The lines to extract run from the first line of the material below to the line containing "border-2 border-t-[#4a4a4a] border-l-[#4a4a4a]", both included; leave the pictures behind.

********************

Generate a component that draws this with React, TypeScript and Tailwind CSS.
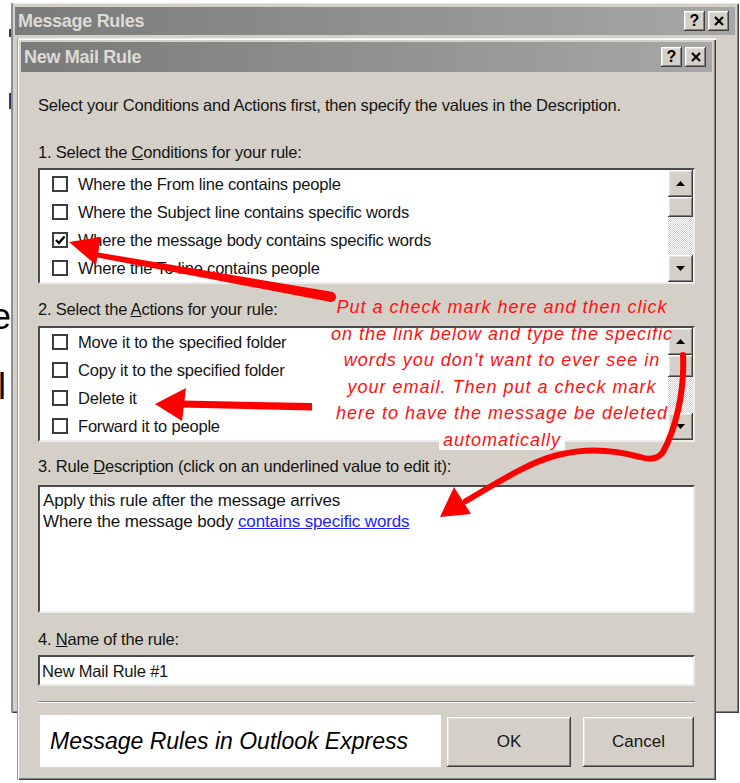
import React from "react";

const CONDITIONS = [
  { label: "Where the From line contains people", checked: false },
  { label: "Where the Subject line contains specific words", checked: false },
  { label: "Where the message body contains specific words", checked: true },
  { label: "Where the To line contains people", checked: false },
];

const ACTIONS = [
  "Move it to the specified folder",
  "Copy it to the specified folder",
  "Delete it",
  "Forward it to people",
];

const raised =
  "bg-[#d4d0c8] shadow-[inset_-1px_-1px_#404040,inset_1px_1px_#ffffff,inset_-2px_-2px_#808080,inset_2px_2px_#e6e4df]";
const sunken =
  "bg-white border-2 border-t-[#4a4a4a] border-l-[#4a4a4a] border-r-[#ececec] border-b-[#ececec]";

function CaptionButton({ children }: { children: React.ReactNode }) {
  return (
    <div className={`${raised} w-[21px] h-[20px] flex items-center justify-center text-black`}>
      {children}
    </div>
  );
}

function TitleBar({ title, className }: { title: string; className: string }) {
  return (
    <div
      className={`flex items-center justify-between bg-linear-to-r from-[#7a7a7a] to-[#a7a7a7] pl-[3px] pr-[6px] ${className}`}
    >
      <span className="text-[18px] font-bold tracking-[-0.3px] text-[#dddbd6]">{title}</span>
      <div className="flex gap-[3px]">
        <CaptionButton>
          <span className="text-[16px] font-bold leading-none">?</span>
        </CaptionButton>
        <CaptionButton>
          <svg width="10" height="10" viewBox="0 0 10 10">
            <path d="M1 1 L9 9 M9 1 L1 9" stroke="#000" strokeWidth="2.2" />
          </svg>
        </CaptionButton>
      </div>
    </div>
  );
}

function Checkbox({ checked }: { checked?: boolean }) {
  return (
    <span className="w-[16px] h-[16px] shrink-0 bg-white border-2 border-[#3e3e3e] flex items-center justify-center">
      {checked && (
        <svg width="12" height="12" viewBox="0 0 12 12">
          <path d="M2 6 L5 9 L10.5 2.5" fill="none" stroke="#000" strokeWidth="2.4" />
        </svg>
      )}
    </span>
  );
}

function Arrow({ up }: { up?: boolean }) {
  return (
    <div className={`${raised} h-[27px] flex items-center justify-center`}>
      <svg width="9" height="5" viewBox="0 0 9 5">
        <polygon points={up ? "0,5 9,5 4.5,0" : "0,0 9,0 4.5,5"} fill="#000" />
      </svg>
    </div>
  );
}

function ScrollBar({ thumb }: { thumb: string }) {
  return (
    <div className="w-[25px] shrink-0 flex flex-col">
      <Arrow up />
      <div className={`${raised} ${thumb}`} />
      <div className="flex-1 bg-[conic-gradient(#ffffff_25%,#d4d0c8_0_50%,#ffffff_0_75%,#d4d0c8_0)] bg-[length:2px_2px]" />
      <Arrow />
    </div>
  );
}

function RuleList({
  items,
  thumb,
  className,
}: {
  items: { label: string; checked: boolean }[];
  thumb: string;
  className: string;
}) {
  return (
    <div className={`${sunken} h-[116px] flex ${className}`}>
      <div className="flex-1 flex flex-col">
        {items.map((it) => (
          <div key={it.label} className="h-[28px] flex items-center gap-[10px] pl-[12px]">
            <Checkbox checked={it.checked} />
            <span>{it.label}</span>
          </div>
        ))}
      </div>
      <ScrollBar thumb={thumb} />
    </div>
  );
}

function Annotations() {
  return (
    <>
      <div className="absolute left-[318px] top-[294px] w-[368px] text-center italic text-[18px] leading-[26.5px] tracking-[1px] text-[#ff1010] pointer-events-none">
        Put a check mark here and then click
        <br />
        on the link below and type the specific
        <br />
        words you don't want to ever see in
        <br />
        your email. Then put a check mark
        <br />
        here to have the message be deleted
        <br />
        <span className="bg-white px-[4px]">automatically</span>
      </div>
      <svg
        className="absolute inset-0 pointer-events-none"
        width="740"
        height="783"
        viewBox="0 0 740 783"
      >
        {/* to the checked condition */}
        <polygon points="92,251.5 333,292 331,302 92,256.5" fill="#f00" />
        <circle cx="331" cy="297" r="5" fill="#f00" />
        <polygon points="69,242 101,237 96,265" fill="#f00" />
        {/* to "Delete it" */}
        <polygon points="182,400.5 312,403 312,410.5 182,407.5" fill="#f00" />
        <polygon points="155,404 186,388 182,421" fill="#f00" />
        {/* down to the description link */}
        <path
          d="M683 355 C685 395 674 432 663 452 Q656 462 640 457 C615 450 585 448 558 455 C530 462 505 478 466 501"
          fill="none"
          stroke="#f00"
          strokeWidth="6"
          strokeLinecap="round"
        />
        <polygon points="440,517 454,487 471,514" fill="#f00" />
      </svg>
    </>
  );
}

export default function App() {
  return (
    <div className="relative flex w-[740px] h-[783px] overflow-hidden bg-white font-['Liberation_Sans',Arial,sans-serif] text-[#141414]">
      {/* bits of the page behind the windows */}
      <div className="w-[11px] shrink-0 overflow-hidden flex flex-col items-end text-black">
        <span className="mt-[29px] w-[2px] h-[8px] bg-[#2f3b5c]" />
        <span className="mt-[56px] w-[2px] h-[16px] bg-[#2f3b5c]" />
        <span className="mt-[188px] text-[36px] leading-[40px]">e</span>
        <span className="mt-[30px] mr-[5px] text-[36px] leading-[40px]">l</span>
      </div>

      {/* Message Rules window */}
      <div className="mt-[3px] w-[728px] h-[710px] shrink-0 bg-[#d4d0c8] p-[4px] shadow-[inset_2px_0_#8f8f8f,inset_0_1px_#e6e6e6,inset_-1px_-1px_#404040,inset_-2px_-2px_#808080]">
        <TitleBar title="Message Rules" className="h-[28px]" />

        {/* New Mail Rule dialog */}
        <div className="ml-[2px] mt-[3px] w-[699px] h-[742px] bg-[#d4d0c8] p-[4px] shadow-[inset_1px_0_#9a9a9a,inset_0_1px_#ececec,inset_2px_2px_#ffffff,inset_-1px_-1px_#404040,inset_-2px_-2px_#808080]">
          <TitleBar title="New Mail Rule" className="h-[30px]" />

          <div className="px-[17px] text-[16.5px] leading-[20px] tracking-[-0.2px]">
            <p className="mt-[23px]">
              Select your Conditions and Actions first, then specify the values in the Description.
            </p>

            <p className="mt-[27px]">
              1. Select the <u>C</u>onditions for your rule:
            </p>
            <RuleList items={CONDITIONS} thumb="h-[20px]" className="mt-[6px]" />

            <p className="mt-[15px]">
              2. Select the <u>A</u>ctions for your rule:
            </p>
            <RuleList
              items={ACTIONS.map((label) => ({ label, checked: false }))}
              thumb="h-[22px]"
              className="mt-[7px]"
            />

            <p className="mt-[14px]">
              3. Rule <u>D</u>escription (click on an underlined value to edit it):
            </p>
            <div className={`${sunken} mt-[9px] h-[128px] px-[3px] pt-[3px] text-[17px] leading-[21px] tracking-[-0.15px]`}>
              <p>Apply this rule after the message arrives</p>
              <p>
                Where the message body{" "}
                <a className="text-[#2323f5] underline">contains specific words</a>
              </p>
            </div>

            <p className="mt-[16px]">
              4. <u>N</u>ame of the rule:
            </p>
            <div className={`${sunken} mt-[6px] h-[31px] flex items-center px-[2px]`}>New Mail Rule #1</div>

            <div className="mt-[15px] h-[2px] border-t border-t-[#8a8a8a] border-b border-b-white" />

            <div className="mt-[12px] flex items-end h-[52px] tracking-normal">
              <div className="ml-[2px] w-[401px] h-full bg-white flex items-center pl-[10px] italic text-[23px] text-black">
                Message Rules in Outlook Express
              </div>
              <button className={`${raised} ml-[6px] w-[124px] h-[50px] text-[17px]`}>OK</button>
              <button className={`${raised} ml-[12px] w-[111px] h-[50px] text-[17px]`}>Cancel</button>
            </div>
          </div>
        </div>
      </div>

      <Annotations />
    </div>
  );
}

********************

→ THE SOLUTION:
Generate a component that draws this with React, TypeScript and Tailwind CSS.
import React from "react";

const CONDITIONS = [
  { label: "Where the From line contains people", checked: false },
  { label: "Where the Subject line contains specific words", checked: false },
  { label: "Where the message body contains specific words", checked: true },
  { label: "Where the To line contains people", checked: false },
];

const ACTIONS = [
  "Move it to the specified folder",
  "Copy it to the specified folder",
  "Delete it",
  "Forward it to people",
];

const raised =
  "bg-[#d4d0c8] shadow-[inset_-1px_-1px_#404040,inset_1px_1px_#ffffff,inset_-2px_-2px_#808080,inset_2px_2px_#e6e4df]";
const sunken =
  "bg-white border-2 border-t-[#4a4a4a] border-l-[#4a4a4a] border-r-[#ececec] border-b-[#ececec]";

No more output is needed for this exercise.